Rosen auf den Weg gestreut
Von Matthias Rude, Tübingen
Einen besseren Wahlkampfauftakt hätte die AfD sich nicht wünschen können. Am Freitag bereitete Tübingens Oberbürgermeister Boris Palmer ihrem Spitzenkandidaten Markus Frohnmaier die große Bühne. Mit Blick auf die Landtagswahl in Baden-Württemberg im kommenden März sei das von einem Medienspektakel begleitete »Streitgespräch« zwischen Palmer und ihm eine »großartige Geschichte«, so Frohnmaier, den noch im Juli erst 14 Prozent der Menschen im Bundesland überhaupt kannten.
In Tübingen bekam die AfD bisher keinen Fuß in die Tür. Bei der Bundestagswahl kam sie in der Universitätsstadt nur auf 6,5 Prozent. Im Juli wollte sie zum ersten Mal überhaupt hier demonstrieren, angemeldet waren lediglich 35 Teilnehmer. Auf Palmers Initiative hin verzichtete die Partei auf die Kundgebung, statt dessen wurde eine Podiumsdiskussion in der größten Halle der Stadt vereinbart. AfD-Teilnehmern wurden 100 Plätze zugesichert – eine deutliche Aufwertung gegenüber der zunächst geplanten Kundgebung.
Gegen die Veranstaltung richteten sich am Freitag mehrere Protestaktionen an verschiedenen Orten in der Stadt. Allein vor dem Veranstaltungsort versammelten sich 2.000 Demonstranten. In Redebeiträgen wurde Palmers »fauler Deal« kritisiert. »Ohne Notwendigkeit« hofiere er die AfD. Deren Kundgebung hätte als »kurzer und kläglicher Versuch« vom antifaschistischen Protest verhindert werden können – nun rolle Palmer ihr den roten Teppich aus.
Ein Redner meinte, die Veranstaltung diene einzig der Selbstdarstellung des medienaffinen Kommunalpolitikers. »Narzisstische Egomanie« als »Methode« hatte Claudia Roth Palmer 2019 attestiert, als sie ihm nahelegte, die Grünen zu verlassen. Sein Unverständnis über die Ablehnung seines »Angebots«, auf der Protestkundgebung zu sprechen, die sich gegen ihn selbst und seine Veranstaltung richtete, unterstreicht das. »Rederecht für die Antifa, aber nicht für den gewählten Oberbürgermeister«, lamentierte er. Die Absage hielt ihn indes nicht ab, bei der Gegenkundgebung vor den Pressekameras zu posieren. Schon im Vorfeld hatte er den Medienrummel befeuert, etwa mit KI-generierten Bildern von sich und Frohnmaier als kämpfende Gladiatoren im Kolosseum.

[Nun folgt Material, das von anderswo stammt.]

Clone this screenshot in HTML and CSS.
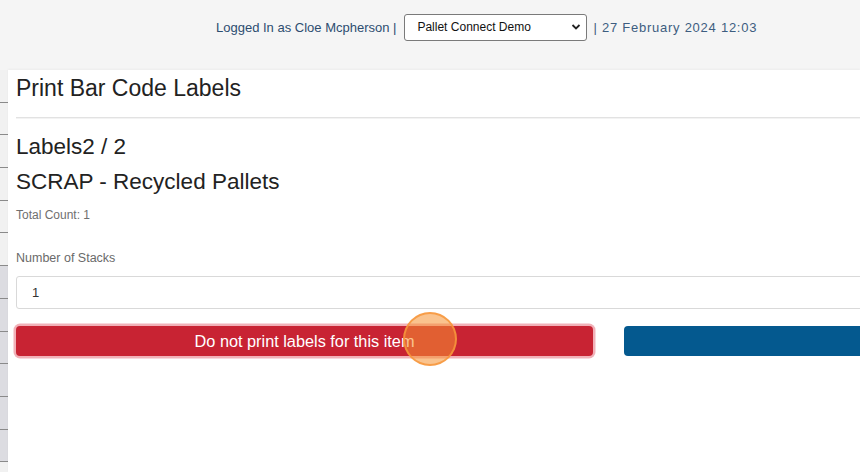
FILE: index.html
```html
<!DOCTYPE html>
<html>
<head>
<meta charset="utf-8">
<link rel="stylesheet" href="styles.css">
</head>
<body>
<header class="topbar">
  <span class="user">Logged In as Cloe Mcpherson |</span>
  <div class="select">
    <span>Pallet Connect Demo</span>
    <svg class="chev" width="10" height="8" viewBox="0 0 10 8"><path d="M1.5 2 L5 5.5 L8.5 2" fill="none" stroke="#222" stroke-width="1.8"/></svg>
  </div>
  <span class="date">| 27 February 2024 12:03</span>
</header>
<div class="main">
  <div class="sidebar">
    <div class="row"></div><div class="row"></div><div class="row"></div><div class="row"></div><div class="row"></div><div class="row"></div>
    <div class="row dark"></div><div class="row dark"></div><div class="row dark"></div><div class="row dark"></div><div class="row dark"></div><div class="row dark"></div>
  </div>
  <div class="panel">
    <div class="inner">
      <h1 class="title">Print Bar Code Labels</h1>
      <div class="rule"></div>
      <h2 class="sub">Labels2 / 2</h2>
      <h2 class="sub sub2">SCRAP - Recycled Pallets</h2>
      <div class="count">Total Count: 1</div>
      <label class="lbl">Number of Stacks</label>
      <div class="input">1</div>
      <div class="buttons">
        <div class="btn red">Do not print labels for this item</div>
        <div class="btn blue"></div>
      </div>
    </div>
    <div class="click"></div>
  </div>
</div>
</body>
</html>
```
FILE: styles.css
```css
html, body {
  margin: 0;
  padding: 0;
}
body {
  background: #f5f5f5;
  font-family: "Liberation Sans", Arial, sans-serif;
  width: 860px;
  height: 472px;
  overflow: hidden;
}
.topbar {
  height: 70px;
  box-sizing: border-box;
  display: flex;
  align-items: center;
  padding: 0 0 16px 216px;
  font-size: 13px;
  color: #2d4d70;
}
.select {
  margin: 0 6px 0 8px;
  width: 183px;
  height: 27px;
  box-sizing: border-box;
  border: 1px solid #7a7a7a;
  border-radius: 3px;
  background: #fff;
  display: flex;
  align-items: center;
  justify-content: space-between;
  padding: 0 5px 0 12px;
  font-size: 12px;
  color: #111;
}
.chev { display: block; }
.date {
  color: #3d5d80;
  letter-spacing: 0.75px;
}
.main {
  display: flex;
  height: 402px;
}
.sidebar {
  width: 8px;
  flex: none;
  background: #f1f1f1;
}
.row {
  height: 32.7px;
  box-sizing: border-box;
  border-bottom: 1px solid #8a8a8a;
}
.row.dark {
  background: #dcdce1;
}
.panel {
  flex: 1;
  background: #fff;
  position: relative;
  overflow: hidden;
  box-shadow: 0 -1px 2px rgba(0,0,0,0.04);
}
.inner {
  width: 1200px;
  padding-left: 8px;
}
.title {
  margin: 0;
  padding-top: 3px;
  font-size: 23px;
  font-weight: normal;
  color: #222;
  line-height: 30px;
}
.rule {
  margin: 14px 0 0 0;
  border-top: 1px solid #e2e2e2;
  border-bottom: 1px solid #f3f3f3;
}
.sub {
  margin: 0;
  font-size: 22.5px;
  font-weight: normal;
  color: #222;
  line-height: 35px;
}
.sub:first-of-type { margin-top: 10px; }
.count {
  margin-top: 9px;
  font-size: 12px;
  color: #6f6f6f;
}
.lbl {
  display: block;
  margin-top: 29px;
  font-size: 12.5px;
  color: #6a6a6a;
}
.input {
  margin-top: 11px;
  height: 33px;
  box-sizing: border-box;
  border: 1px solid #d9d9d9;
  border-radius: 3px;
  padding: 0 0 0 15px;
  display: flex;
  align-items: center;
  font-size: 13px;
  color: #333;
}
.buttons {
  display: flex;
  gap: 31px;
  margin-top: 17px;
}
.btn {
  height: 30px;
  border-radius: 4px;
  display: flex;
  align-items: center;
  justify-content: center;
  font-size: 16.3px;
  color: #fff;
}
.red {
  width: 577px;
  background: #c82333;
  box-shadow: 0 0 0 2.5px rgba(225, 83, 97, 0.45);
}
.blue {
  width: 577px;
  background: #04598f;
}
.click {
  position: absolute;
  left: 395px;
  top: 242px;
  width: 50px;
  height: 50px;
  border-radius: 50%;
  background: rgba(246, 145, 50, 0.55);
  border: 2px solid rgba(247, 150, 60, 0.85);
}
```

Was die Springer-Presse als Palmers »großes AfD-Duell« ankündigte, war mehr Tübinger Provinzposse als historisches Ereignis: ein Aufeinandertreffen in einer Turnhalle mit einigen leeren Stuhlreihen, begleitet von lautstarken Protesten und chaotischen Szenen. Die Debatte, die sich um Themen wie Meinungsfreiheit, Klimapolitik, Migration und innere Sicherheit drehte, wurde durch Sprechchöre und andere Störungen immer wieder unterbrochen. Zahlreiche Zuschauer verließen demonstrativ den Saal, 30 entfernte die Polizei.
Statt die AfD zu »entzaubern«, bot Palmer einem Rechtsradikalen die Möglichkeit, sich als dialogbereiter »Demokrat« zu inszenieren. Verbindungen Frohnmaiers zu neofaschistischen Größen und Organisationen wie Alexander Dugin oder der »German Defence League« – für Palmer keine Nachfrage wert. Die Zitate anderer AfD-Politiker, die er ins Feld führte, konnte Frohnmaier triumphierend mit dem Verweis auf Palmers eigene rassistische Ausfälle kontern.
Frohnmaiers Behauptung, die AfD-Forderung nach »Remigration« betreffe ausschließlich Menschen mit Duldung, übernahm Palmer ohne Widerspruch – das sei nun »enttäuschend für diejenigen, die weiter die AfD als Nazis bezeichnen wollen«, meinte er im Nachgang. Erst am Tag zuvor hatte der Spiegel Frohnmaier mit den Worten zitiert: »Wir werden abschieben, bis die Startbahnen glühen.«
»Ein Gespenst geht um in Deutschland«, sagte der Rhetorik-Professor Joachim Knape, der den Dialog moderierte. Er meine damit »Weimarer Verhältnisse«. Damals sei »jede Veranstaltung in eine Saalschlacht umfunktioniert« worden. Zwei Jahre vor dem Ende der Weimarer Republik schrieb Kurt Tucholsky in einem seiner bekanntesten und bittersten Gedichte über die deutschen Faschisten: »Wenn sie in ihren Sälen hetzen, sagt: ›Ja und Amen – aber gern!‹«. 2025 stellt Tübingen ihnen sogar den Saal dafür bereit.